After the debacle of the 2008 season ended, the Cincinnati Bengals began shifting their focus of who they wanted on their team. The team's brain trust began tapping the free agency wire for once-talented players who were deemed either too old or too troubled to be counted on for contributions. Sometimes it was both. They have been using the same mantra for their turnaround once again since 2011, but they have shied away from those with rap sheets.
One of the few bright spots of that 2008 season was a solid showing from the defensive unit--the first under Mike Zimmer. With his unit performing better than most other previous defensive units under Marvin Lewis, Zimmer gained more clout with personnel decisions and began looking towards players that he was familiar with in his previous stints with Dallas and Atlanta. Defensive lineman Terry "Tank" Johnson was one of those names on Zimmer's list, though their time with the Cowboys didn't necessarily coincide.

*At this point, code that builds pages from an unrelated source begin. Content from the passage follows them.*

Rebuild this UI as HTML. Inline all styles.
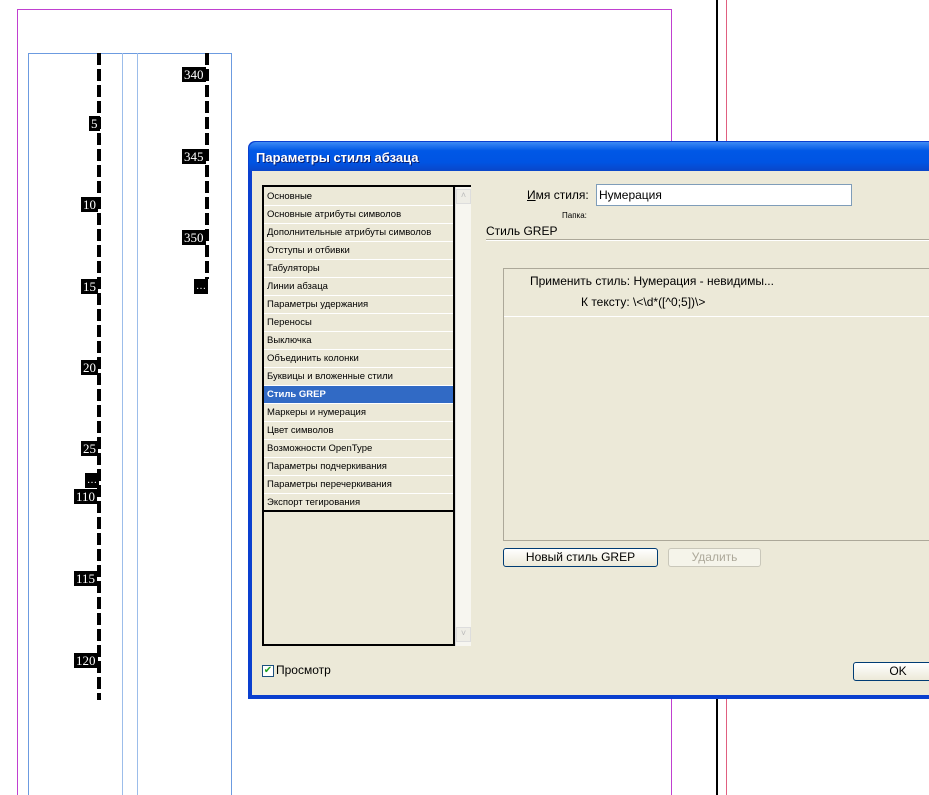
<!DOCTYPE html>
<html><head><meta charset="utf-8"><style>
*{margin:0;padding:0;box-sizing:border-box}
html,body{width:929px;height:795px;overflow:hidden}
body{background:#fff;position:relative;font-family:"Liberation Sans","DejaVu Sans",sans-serif}
.a{position:absolute}
.rule{position:absolute;width:4px;background:repeating-linear-gradient(#000 0 12px,transparent 12px 16px)}
.num{position:absolute;background:#000;color:#fff;font:13px "Liberation Serif",serif;line-height:15px;padding:0 2px}
.item{height:18px;border-bottom:1px solid #fff;font-size:9.5px;padding-left:3px;line-height:17px;color:#000;white-space:nowrap}
.sel{background:#316ac5;color:#fff;font-weight:bold}
.btn{position:absolute;border:1px solid #003c74;border-radius:3px;background:linear-gradient(#fff,#ece9d8);font-size:12px;text-align:center;line-height:16px}
</style></head><body>
<div class="a" style="left:17px;top:9px;width:655px;height:786px;border-left:1px solid #c040d0;border-top:1px solid #c040d0;border-right:1px solid #c040d0"></div>
<div class="a" style="left:716px;top:0;width:2px;height:795px;background:#000"></div>
<div class="a" style="left:726px;top:0;width:1px;height:795px;background:#e06080"></div>
<div class="a" style="left:28px;top:53px;width:204px;height:742px;border:1px solid #6c9be0;border-bottom:none"></div>
<div class="a" style="left:122px;top:53px;width:1px;height:742px;background:#9cbdea"></div>
<div class="a" style="left:137px;top:53px;width:1px;height:742px;background:#9cbdea"></div>
<div class="rule" style="left:97px;top:53px;height:647px"></div>
<div class="rule" style="left:205px;top:53px;height:226px"></div>
<div class="num" style="left:89px;top:116px">5</div>
<div class="num" style="left:81px;top:197px">10</div>
<div class="num" style="left:81px;top:279px">15</div>
<div class="num" style="left:81px;top:360px">20</div>
<div class="num" style="left:81px;top:441px">25</div>
<div class="num" style="left:85px;top:473px;font-size:10px">…</div>
<div class="num" style="left:74px;top:489px">110</div>
<div class="num" style="left:74px;top:571px">115</div>
<div class="num" style="left:74px;top:653px">120</div>
<div class="num" style="left:182px;top:67px">340</div>
<div class="num" style="left:182px;top:149px">345</div>
<div class="num" style="left:182px;top:230px">350</div>
<div class="num" style="left:194px;top:279px;font-size:10px">…</div>

<div class="a" style="left:248px;top:141px;width:690px;height:558px;background:#0a3fcf;border-radius:7px 7px 0 0"></div>
<div class="a" style="left:249px;top:142px;width:690px;height:29px;border-radius:7px 7px 0 0;background:linear-gradient(#3d8bf5,#0058e6 30%,#0054e3 70%,#0a46c8);color:#fff;font-size:13px;font-weight:bold;padding:8px 0 0 7px;text-shadow:1px 1px #0a1e6e">Параметры стиля абзаца</div>
<div class="a" style="left:252px;top:171px;width:680px;height:524px;background:#ece9d8"></div>

<div class="a" style="left:262px;top:185px;width:209px;height:461px;border:2px solid #000;border-right:none;background:#ece9d8">
<div class="a" style="left:0;top:0;width:191px;height:457px;border-right:2px solid #000;padding-top:1px">
<div class="item">Основные</div><div class="item">Основные атрибуты символов</div><div class="item">Дополнительные атрибуты символов</div><div class="item">Отступы и отбивки</div><div class="item">Табуляторы</div><div class="item">Линии абзаца</div><div class="item">Параметры удержания</div><div class="item">Переносы</div><div class="item">Выключка</div><div class="item">Объединить колонки</div><div class="item">Буквицы и вложенные стили</div><div class="item sel">Стиль GREP</div><div class="item">Маркеры и нумерация</div><div class="item">Цвет символов</div><div class="item">Возможности OpenType</div><div class="item">Параметры подчеркивания</div><div class="item">Параметры перечеркивания</div><div class="item" style="border-bottom:2px solid #000">Экспорт тегирования</div>
</div>
<div class="a" style="left:191px;top:0;width:16px;height:459px;background:#f7f6f0;border-left:1px solid #ddd"></div>
<div class="a" style="left:192px;top:2px;width:15px;height:15px;border:1px solid #ddd;background:#eeede6;color:#bbb;font-size:9px;text-align:center">˄</div>
<div class="a" style="left:192px;top:440px;width:15px;height:15px;border:1px solid #ddd;background:#eeede6;color:#bbb;font-size:9px;text-align:center">˅</div>
</div>

<div class="a" style="left:527px;top:188px;font-size:12px"><u>И</u>мя стиля:</div>
<div class="a" style="left:596px;top:184px;width:256px;height:22px;border:1px solid #7f9db9;background:#fff;font-size:12px;padding:3px 2px">Нумерация</div>
<div class="a" style="left:562px;top:211px;font-size:8px">Папка:</div>
<div class="a" style="left:486px;top:224px;font-size:12px">Стиль GREP</div>
<div class="a" style="left:486px;top:239px;width:450px;height:2px;border-top:1px solid #aca899;border-bottom:1px solid #fff"></div>
<div class="a" style="left:503px;top:268px;width:440px;height:273px;border:1px solid #aca899">
<div class="a" style="left:0;top:47px;width:440px;height:1px;background:#fff"></div>
</div>
<div class="a" style="left:530px;top:274px;font-size:12px">Применить стиль: Нумерация - невидимы...</div>
<div class="a" style="left:581px;top:295px;font-size:12px">К тексту: \&lt;\d*([^0;5])\&gt;</div>
<div class="btn" style="left:503px;top:548px;width:155px;height:19px">Новый стиль GREP</div>
<div class="btn" style="left:668px;top:548px;width:93px;height:19px;border-color:#c9c7ba;color:#aca899;background:#f5f4ea">Удалить</div>
<div class="a" style="left:262px;top:665px;width:12px;height:12px;border:1px solid #1c5180;background:#fff;color:#21a121;font-size:10px;line-height:10px;text-align:center;font-weight:bold">✔</div>
<div class="a" style="left:276px;top:663px;font-size:12px">Просмотр</div>
<div class="btn" style="left:853px;top:662px;width:90px;height:19px">OK</div>
</body></html>
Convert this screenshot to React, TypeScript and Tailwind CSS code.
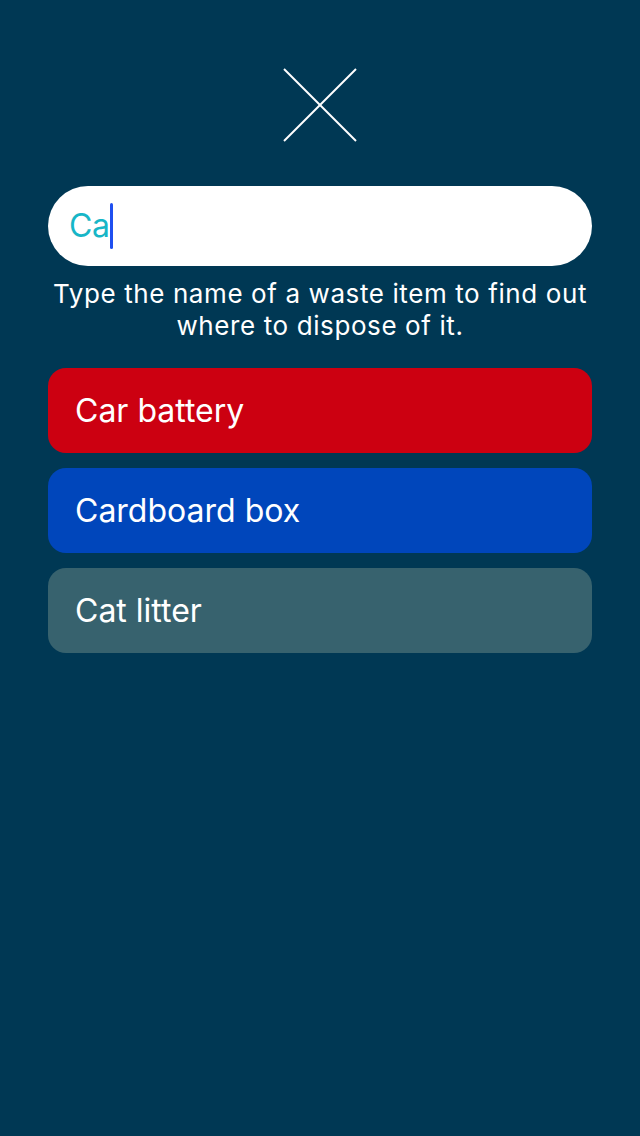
import React from "react";

export default function App() {
  const items = [
    { label: "Car battery", bg: "bg-[#cc0011]" },
    { label: "Cardboard box", bg: "bg-[#0046bb]" },
    { label: "Cat litter", bg: "bg-[#37626e]" },
  ];
  return (
    <div
      className="w-[640px] h-[1136px] bg-[#003854] flex flex-col items-center"
      style={{ fontFamily: "Inter, 'Noto Sans', sans-serif" }}
    >
      <div className="mt-[68px] w-[74px] h-[74px]">
        <svg width="74" height="74" viewBox="0 0 74 74">
          <line x1="1" y1="1" x2="73" y2="73" stroke="white" strokeWidth="2" />
          <line x1="73" y1="1" x2="1" y2="73" stroke="white" strokeWidth="2" />
        </svg>
      </div>
      <div className="mt-[44px] w-[544px] h-[80px] bg-white rounded-full flex items-center pl-[21px]">
        <span className="text-[32px] text-[#17b6c7] leading-none tracking-[-0.5px]">Ca</span>
        <span className="ml-[1px] w-[3px] h-[46px] rounded-full bg-[#1f4ff0]" />
      </div>
      <p className="mt-[12px] w-[560px] text-center text-white text-[26px] leading-[32px] tracking-[0.6px]">
        Type the name of a waste item to find out <br />where to dispose of it.
      </p>
      <div className="mt-[26px] w-[544px] flex flex-col gap-[15px]">
        {items.map((it) => (
          <div
            key={it.label}
            className={`${it.bg} h-[85px] rounded-[18px] flex items-center pl-[27px] text-white text-[32px]`}
          >
            {it.label}
          </div>
        ))}
      </div>
    </div>
  );
}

Johnson was a force on a Chicago Bears defense that led the team to a Super Bowl in the 2006 season. Shortly before and after that big game for the Bears, things began to fall apart for Johnson off of the field. He was caught with firearms both in his car and at his home, along with another resisting arrest situation while on parole. Most of the lesser charges were dropped, but he was sentenced to 12 days in jail and a $2,500 fine. Another issue compounded Johnson's time behind bars and it totaled four months.
After these issues, NFL Commissioner dropped the hammer and suspended Johnson for half of the 2007 season. The Bears had enough and waived Johnson a few weeks later. Dallas picked him up and played one and a half seasons for "America's Team". He was a free agent in 2009 and latched on with the Bengals for the final two years of his career.
After Johnson's slew of legal run-ins, he calmed his life down from the latter half of 2007 on. Goodell reached out to Johnson, now going by "Terry" instead of "Tank", to speak at the rookie symposium this week. Some of the goals that Goodell has in the symposium is to warn the incoming class of potential pitfalls with a quick influx of a lot of money. Johnson, per Pro Football Talk, is attempting to give his insight to the talented young crop.
“I can pick up the phone and speak to him (Goodell) at any time, whenever I need to, about anything,’’ Johnson told David Steele of The Sporting News. “We’ve had a close relationship since 2006.”
"I talked to him (Goodell) personally,’’ Johnson said. "I can reach out and talk to him. He wants to see you successful, and he wants to see you through it. All the guys, he wants them all to be able to do that. He doesn’t just discipline you and kick you out the door. He wants you to succeed, and he make the resources available for you to do that—including himself."
For a team that had a reputation for so many years as a safe haven for problem children, it's great to see former Bengals like Johnson participating in a positive and productive activity like this. And, for the most part, these formerly-troubled reclamation free agent projects have not only worked out well on the field, but they haven't had many problems off of it for Cincinnati.